In attempting to re-energize itself by battling in Madison, the labor movement is making itself appear weaker and more thuggish than before. Scott Walker didn't expect this fight, but he is winning it. He absorbed body blows in the process, as strong and effective leaders do. The lasting damage has not been done to Mr. Walker but to the labor movement, whose desperation grows as its power, numbers and reputation wane.

Mr. Rove is the former senior adviser and deputy chief of staff to President George W. Bush.

______________________________________________________________

An alterative approach to sending half the government workers home?

It's going to be an interesting run up to the 2012 federal election.
We'll see what happens with all these state government workers and how that plays out.
 
This is good news on both fronts. While the california deal does seem a little more rash, but the problem is everyone thinks we can just keep spending money and everything will be alright. I'm glad things are at least moving in the right direction.
 
I think it's better for morale to send half of them home and put the fear of God into the other half rather than having all of them all p!ssed off over cuts.

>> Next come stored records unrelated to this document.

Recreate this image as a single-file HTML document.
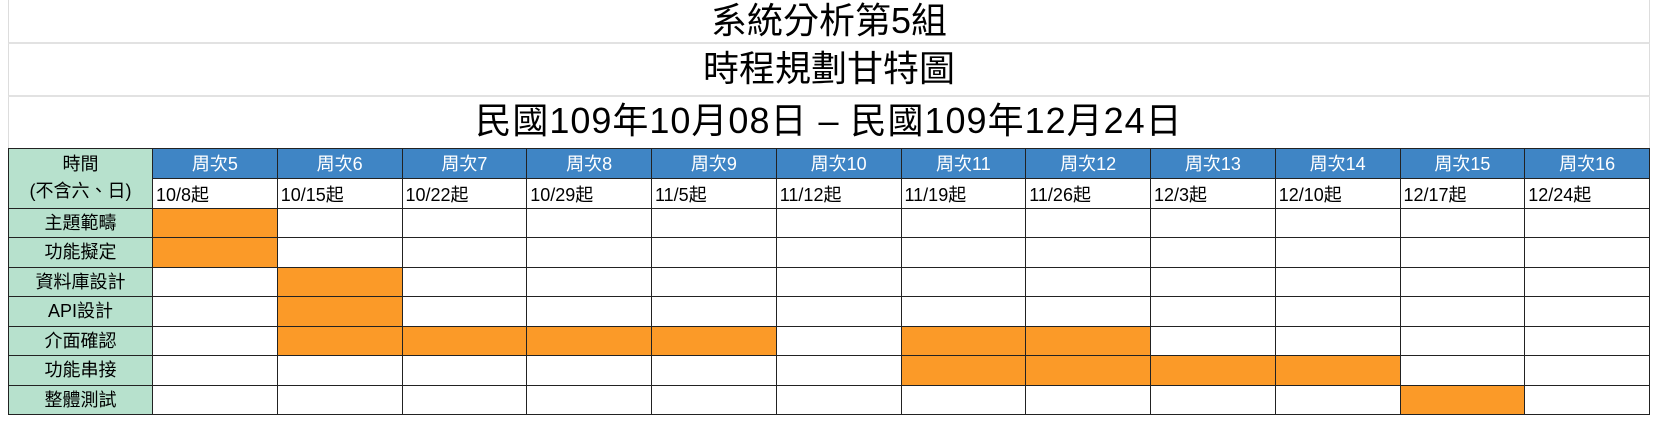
<!DOCTYPE html>
<html><head><meta charset="utf-8"><style>
*{margin:0;padding:0;box-sizing:border-box}
body{width:1664px;height:424px;background:#fff;overflow:hidden;position:relative;font-family:"Liberation Sans","Noto Sans CJK TC",sans-serif;color:#000}
.t{position:absolute;left:8px;width:1642px;border-left:1px solid #ddd;border-right:1px solid #ddd;border-bottom:2px solid #e2e2e2;text-align:center;font-size:36px;white-space:nowrap}
table{position:absolute;left:8px;top:148px;border-collapse:collapse;table-layout:fixed;width:1642px}
td{border:1.5px solid #222;font-size:18px;height:29.5px;line-height:20px;padding:0;white-space:nowrap;overflow:hidden}
td.l{background:#b7e1cd;text-align:center}
td.h{background:#3f85c5;color:#fff;text-align:center;height:30px}
td.d{text-align:left;padding-left:3px;padding-top:3px}
td.o{background:#fb9a28}
</style></head><body>
<div class="t" style="top:0;height:44px;line-height:42px">系統分析第5組</div>
<div class="t" style="top:44px;height:53px;line-height:50px">時程規劃甘特圖</div>
<div class="t" style="top:97px;height:51px;line-height:48px;border-bottom:none;letter-spacing:1px">民國109年10月08日 – 民國109年12月24日</div>
<table>
<colgroup><col style="width:144px"><col span="12" style="width:124.75px"></colgroup>
<tr><td class="l" rowspan="2" style="line-height:27px">時間<br>(不含六、日)</td>
<td class="h">周次5</td><td class="h">周次6</td><td class="h">周次7</td><td class="h">周次8</td><td class="h">周次9</td><td class="h">周次10</td><td class="h">周次11</td><td class="h">周次12</td><td class="h">周次13</td><td class="h">周次14</td><td class="h">周次15</td><td class="h">周次16</td></tr>
<tr><td class="d">10/8起</td><td class="d">10/15起</td><td class="d">10/22起</td><td class="d">10/29起</td><td class="d">11/5起</td><td class="d">11/12起</td><td class="d">11/19起</td><td class="d">11/26起</td><td class="d">12/3起</td><td class="d">12/10起</td><td class="d">12/17起</td><td class="d">12/24起</td></tr>
<tr><td class="l">主題範疇</td><td class="o"></td><td></td><td></td><td></td><td></td><td></td><td></td><td></td><td></td><td></td><td></td><td></td></tr>
<tr><td class="l">功能擬定</td><td class="o"></td><td></td><td></td><td></td><td></td><td></td><td></td><td></td><td></td><td></td><td></td><td></td></tr>
<tr><td class="l">資料庫設計</td><td></td><td class="o"></td><td></td><td></td><td></td><td></td><td></td><td></td><td></td><td></td><td></td><td></td></tr>
<tr><td class="l">API設計</td><td></td><td class="o"></td><td></td><td></td><td></td><td></td><td></td><td></td><td></td><td></td><td></td><td></td></tr>
<tr><td class="l">介面確認</td><td></td><td class="o"></td><td class="o"></td><td class="o"></td><td class="o"></td><td></td><td class="o"></td><td class="o"></td><td></td><td></td><td></td><td></td></tr>
<tr><td class="l">功能串接</td><td></td><td></td><td></td><td></td><td></td><td></td><td class="o"></td><td class="o"></td><td class="o"></td><td class="o"></td><td></td><td></td></tr>
<tr><td class="l">整體測試</td><td></td><td></td><td></td><td></td><td></td><td></td><td></td><td></td><td></td><td></td><td class="o"></td><td></td></tr>
</table>
</body></html>
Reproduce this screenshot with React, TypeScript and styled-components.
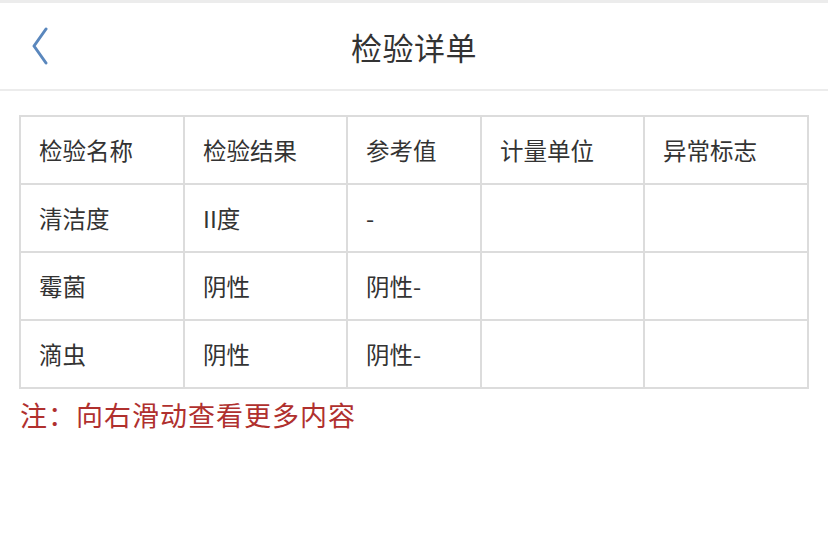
import styled, { createGlobalStyle } from 'styled-components'

const GlobalStyle = createGlobalStyle`
  html, body {
    margin: 0;
    padding: 0;
    background: #fff;
    font-family: "Noto Sans CJK SC", "Noto Sans", sans-serif;
  }
`

const headers = ['检验名称', '检验结果', '参考值', '计量单位', '异常标志']
const rows = [
  ['清洁度', 'II度', '-', '', ''],
  ['霉菌', '阴性', '阴性-', '', ''],
  ['滴虫', '阴性', '阴性-', '', ''],
]
const colWidths = [164, 163, 134, 163, 164]

function App() {
  return (
    <>
      <GlobalStyle />
      <Page>
        <TopStrip />
        <NavBar>
          <BackButton aria-label="back">
            <svg width="20" height="38" viewBox="0 0 20 38">
              <path d="M16 2 L4 19 L16 36" fill="none" stroke="#5a87bd" strokeWidth="3" strokeLinecap="round" strokeLinejoin="round" />
            </svg>
          </BackButton>
          <Title>检验详单</Title>
        </NavBar>
        <Content>
          <Table>
            <colgroup>
              {colWidths.map((w, i) => <col key={i} style={{ width: w }} />)}
            </colgroup>
            <thead>
              <tr>
                {headers.map((h) => <Cell as="th" key={h}>{h}</Cell>)}
              </tr>
            </thead>
            <tbody>
              {rows.map((r, i) => (
                <tr key={i}>
                  {r.map((c, j) => <Cell key={j}>{c}</Cell>)}
                </tr>
              ))}
            </tbody>
          </Table>
          <Note>注：向右滑动查看更多内容</Note>
        </Content>
      </Page>
    </>
  )
}

const Page = styled.div`
  width: 828px;
  min-height: 557px;
  background: #fff;
`

const TopStrip = styled.div`
  height: 3px;
  background: #ececec;
`

const NavBar = styled.div`
  position: relative;
  height: 86px;
  display: flex;
  align-items: center;
  justify-content: center;
  border-bottom: 2px solid #ececec;
`

const BackButton = styled.div`
  position: absolute;
  left: 30px;
  top: 24px;
  display: flex;
`

const Title = styled.h1`
  margin: 0;
  font-size: 31px;
  font-weight: 400;
  color: #333;
  letter-spacing: 0.5px;
`

const Content = styled.div`
  padding: 24px 20px 0 19px;
`

const Table = styled.table`
  border-collapse: collapse;
  table-layout: fixed;
  width: 788px;
  border: 2px solid #dcdcdc;
`

const Cell = styled.td`
  height: 66px;
  padding: 0 0 0 18px;
  border: 2px solid #dcdcdc;
  text-align: left;
  font-size: 23.5px;
  font-weight: 400;
  color: #333;
  vertical-align: middle;
`

const Note = styled.div`
  margin-top: 6px;
  padding-left: 1px;
  font-size: 27px;
  line-height: 40px;
  color: #b0302e;
  letter-spacing: 1px;
`

export default App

That gives us a chance to reinvent as more efficient the government services and the servants.
 
yay! get rid of the unions!!! :-D

No whips?
I thought it was she likes whips and chains:p:p
Got me under pressure.

Do I note a hint of sarcasm in your disingenuine cheers :rolleyes:
Didn't you want to work in the Fire Department?

This is what happens when bought politicians promise government workers other people's money that they are not accountable for and we're starting to run out of that.

It's come to this....as Allahpundit would say.